In Stephen Crane’s story “The Open Boat,” a character called the correspondent struggles, along with several other men, to save his life by rowing a small boat in search of land after their ship has sunk. As they row, contemplating the possibility that they may not survive, the correspondent suddenly recalls some verses he heard often when he was a youth:
A soldier of the Legion lay dying in Algiers,
There was lack of woman's nursing, there was dearth of woman's tears;
But a comrade stood beside him, and he took that comrade's hand
And he said: "I shall never see my own, my native land."
When he was young, the correspondent never regarded the plight of the dying soldier as especially important. Now, however, his attitude has completely changed. Now, in his mind’s eye, the
correspondent plainly saw the soldier. He lay on the sand with his feet out straight and still. While his pale left hand was upon his chest in an attempt to thwart the going of his life, the blood came between his fingers. In the far Algerian distance, a city of low square forms was set against a sky that was faint with the last sunset hues. The correspondent, plying the oars and dreaming of the slow and slower movements of the lips of the soldier, was moved by a profound and perfectly impersonal comprehension. He was sorry for the soldier of the Legion who lay dying in Algiers.
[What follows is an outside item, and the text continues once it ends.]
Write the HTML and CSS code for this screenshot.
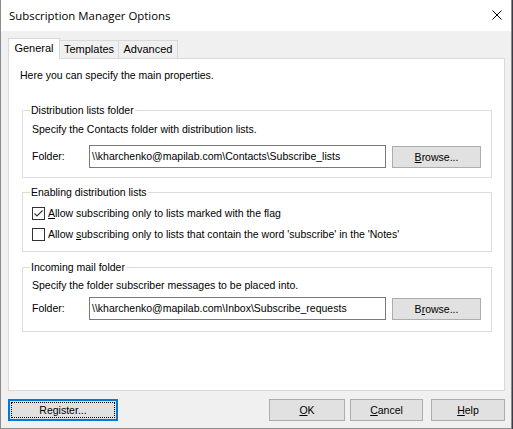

Now that the correspondent himself is faced with the imminent prospect of death, he can both sympathize and empathize with the plight of the soldier of Algiers. Like the soldier, the correspondent himself lacks the tender help of any ministering woman. If the correspondent dies, he will die with his male companions. The correspondent must depend on the other men in the ship – his comrades – much as the soldier in Algiers was also left with male comradeship as his only hope and consolation. The soldier in Algiers had lamented that he would never again see his “native land” – that is, his country of origin. The correspondent, however, may never again see any land at all. He may die a death even worse than the soldier’s – a death with no burial, no grave, no spot on the earth where mourners can seek out his final resting place and pay their respects. If the correspondent dies, he will be swallowed up by the huge, vast sea, and so will his comrades as well. The soldier, at least, had a comrade to try to comfort him; the correspondent may die with his comrades in one quick watery disaster.